L’atterrissage au petit matin dans le chenal qui sépare Lanzarote et Graciosa est sublime. Alunissage serait d’ailleurs plus juste. Sabloneuse, plane, déserte et jalonnée d’anciens volcans, Graciosa semble plutôt appartenir à une autre planète. Lanzarote en face, plus abrupte mais tout aussi désolée ne dément pas cette impression. Je pensais n’y passer qu’une nuit de repos avant de repartir sur Las Palmas mais nous y restons finalement 4 jours. Quatre jours reposants et agréables où la perspective d’un
changement d’équipage, solution principale envisagéepour laisser passer la tempête, s’efface peu à peu. Nous resterons finalement tous les quatre. Playa Fransesca où nous posons la pioche, ravit les enfants, privés de nature et de plage depuis Formentera. Des
voiliers rencontrés aux escales depuis Ceuta nous rejoignent et, pour quelques jours, un village à flot de romanos des mers se forme.
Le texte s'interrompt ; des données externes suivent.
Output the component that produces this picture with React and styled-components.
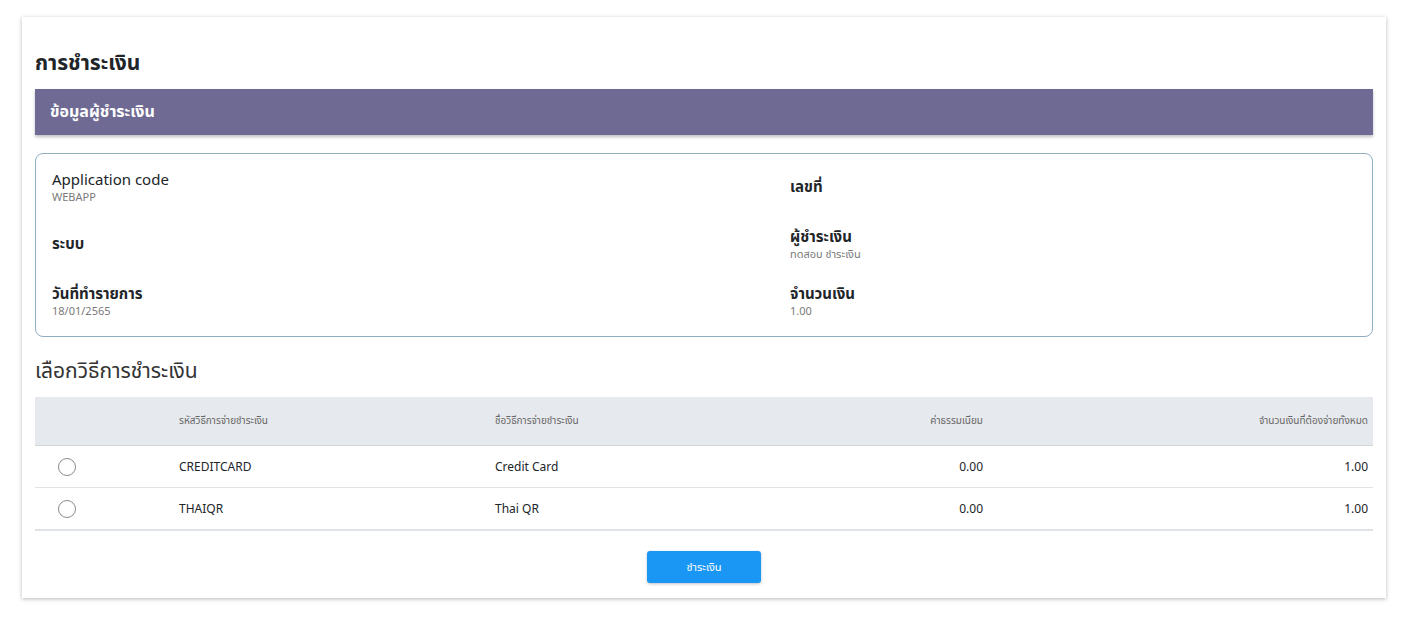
import styled, { createGlobalStyle } from "styled-components";

const purple = "#6f6a94";
const blue = "#1a97f5";
const textDark = "#212529";
const textGray = "#7a7a7a";
const headerGray = "#e6e9ed";
const lineGray = "#dfe2e6";

const GlobalStyle = createGlobalStyle`
  html, body {
    margin: 0;
    padding: 0;
    background: #ffffff;
    font-family: "Noto Sans", "Noto Sans Thai", "Open Sans", sans-serif;
    color: ${textDark};
  }
`;

const Page = styled.div`
  padding: 17px 22px 22px 22px;
`;

const Card = styled.div`
  background: #fff;
  box-shadow: 0 1px 4px rgba(0, 0, 0, 0.28);
  padding: 30px 13px 15px 13px;
`;

const PageTitle = styled.h1`
  margin: 0 0 12px 0;
  font-size: 21px;
  font-weight: 700;
  line-height: 30px;
  color: ${textDark};
`;

const Banner = styled.div`
  height: 46px;
  background: ${purple};
  color: #fff;
  font-size: 16px;
  font-weight: 700;
  display: flex;
  align-items: center;
  padding: 0 15px;
  box-shadow: 0 2px 3px rgba(0, 0, 0, 0.25);
`;

const InfoBox = styled.div`
  margin-top: 18px;
  border: 1px solid #8fb0c4;
  border-radius: 8px;
  padding: 11px 16px 0 16px;
  display: grid;
  grid-template-columns: 738px 1fr;
  grid-auto-rows: 57px;
`;

const Field = styled.div`
  display: flex;
  flex-direction: column;
  padding-top: ${(p) => (p.$empty ? "11px" : "4px")};
`;

const Label = styled.div`
  font-size: 15px;
  font-weight: ${(p) => (p.$bold ? 700 : 400)};
  line-height: 20px;
  color: ${textDark};
`;

const Value = styled.div`
  font-size: 11px;
  line-height: 15px;
  color: ${textGray};
`;

const SectionTitle = styled.h2`
  margin: 18px 0 12px 0;
  font-size: 21px;
  font-weight: 400;
  line-height: 30px;
  color: #333;
`;

const Table = styled.table`
  width: 100%;
  border-collapse: collapse;
  border-bottom: 2px solid ${lineGray};
`;

const HeadCell = styled.th`
  background: ${headerGray};
  height: 48px;
  padding: 0 5px;
  font-size: 10px;
  font-weight: 400;
  color: #666;
  text-align: ${(p) => p.$align || "left"};
  border-bottom: 1px solid #d3d7dc;
`;

const Cell = styled.td`
  height: 41px;
  padding: 0 5px;
  font-size: 12px;
  color: ${textDark};
  text-align: ${(p) => p.$align || "left"};
  border-bottom: 1px solid ${lineGray};
`;

const Radio = styled.span`
  display: inline-block;
  width: 16px;
  height: 16px;
  border: 1px solid #8a8a8a;
  border-radius: 50%;
  margin-left: 18px;
  vertical-align: middle;
`;

const Actions = styled.div`
  display: flex;
  justify-content: center;
  padding-top: 20px;
`;

const PayButton = styled.button`
  width: 114px;
  height: 32px;
  border: none;
  border-radius: 3px;
  background: ${blue};
  color: #fff;
  font-family: inherit;
  font-size: 11px;
  box-shadow: 0 1px 3px rgba(0, 0, 0, 0.25);
  cursor: pointer;
`;

const methods = [
  { code: "CREDITCARD", name: "Credit Card", fee: "0.00", total: "1.00" },
  { code: "THAIQR", name: "Thai QR", fee: "0.00", total: "1.00" },
];

export default function App() {
  return (
    <Page>
      <GlobalStyle />
      <Card>
        <PageTitle>การชำระเงิน</PageTitle>
        <Banner>ข้อมูลผู้ชำระเงิน</Banner>

        <InfoBox>
          <Field>
            <Label>Application code</Label>
            <Value>WEBAPP</Value>
          </Field>
          <Field $empty>
            <Label $bold>เลขที่</Label>
          </Field>
          <Field $empty>
            <Label $bold>ระบบ</Label>
          </Field>
          <Field>
            <Label $bold>ผู้ชำระเงิน</Label>
            <Value>ทดสอบ ชำระเงิน</Value>
          </Field>
          <Field>
            <Label $bold>วันที่ทำรายการ</Label>
            <Value>18/01/2565</Value>
          </Field>
          <Field>
            <Label $bold>จำนวนเงิน</Label>
            <Value>1.00</Value>
          </Field>
        </InfoBox>

        <SectionTitle>เลือกวิธีการชำระเงิน</SectionTitle>

        <Table>
          <colgroup>
            <col style={{ width: 139 }} />
            <col style={{ width: 316 }} />
            <col style={{ width: 300 }} />
            <col style={{ width: 198 }} />
            <col />
          </colgroup>
          <thead>
            <tr>
              <HeadCell />
              <HeadCell>รหัสวิธีการจ่ายชำระเงิน</HeadCell>
              <HeadCell>ชื่อวิธีการจ่ายชำระเงิน</HeadCell>
              <HeadCell $align="right">ค่าธรรมเนียม</HeadCell>
              <HeadCell $align="right">จำนวนเงินที่ต้องจ่ายทั้งหมด</HeadCell>
            </tr>
          </thead>
          <tbody>
            {methods.map((m) => (
              <tr key={m.code}>
                <Cell>
                  <Radio />
                </Cell>
                <Cell>{m.code}</Cell>
                <Cell>{m.name}</Cell>
                <Cell $align="right">{m.fee}</Cell>
                <Cell $align="right">{m.total}</Cell>
              </tr>
            ))}
          </tbody>
        </Table>

        <Actions>
          <PayButton>ชำระเงิน</PayButton>
        </Actions>
      </Card>
    </Page>
  );
}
Tequila régale tous les bateaux en partageant l’espadon de 2.20m qu’il a peché sur le route, nous le degustons chez Richard de Baloo, pendant que Thao et Ewen font la foire avec Demian, leur fils de 3 ans. Aperos chez les uns ou les autres, bouffe sur Galapiat aussi, discussions sur la plage entre équipages pendant que les enfants jouent les uns avec les autres - ils sont relativement nombreux ici -, exploration des baies voisines pour plongée sur les recifs; chasse au calamar dans les cailloux à marée basse avec les enfants, occupent ces journées de robinsonnage. 120 milles pour Las Palmas, dernière étape avant le Brésil où il est possible de s’approvisionner en tout et de réparer l’enrouleur ainsi que d’autres bricoles. Le vent est très mou sur l’ensemble du trajet et nul pendant les dernières heures mais le spi, que je décide de garder la nuit, nous permet d’éviter de nombreuses heures de moteur tout en cheminant à bonne vitesse. Et enfin, je pêche. Les deux lignes tapent des Coryphènes. L’une se détache avant même que je puisse la crocheter. Thao et Ewen s’extasient devant la prise et m’assistent religieusement pendant que je vide la bête et débite les filets. Au mouillage derrière les brises lames, devant la ville et à côté des marinas qui sont de toutes façon remplies ou bookées pour les 200 bateaux qui partiront le 15/11 pour Sainte Lucie dans le cadre de l’ARC (Atlantic rally for cruisers), j’ai hâte que nous bouclions le programme de travail prévu car si la ville est commode pour toute question logistique, elle est absolument sinistre et sans intérêt. J’espère pouvoir en décoller le 21, avitaillement fait, une fois les pièces de profurl reçues et l’enrouleur remis en place.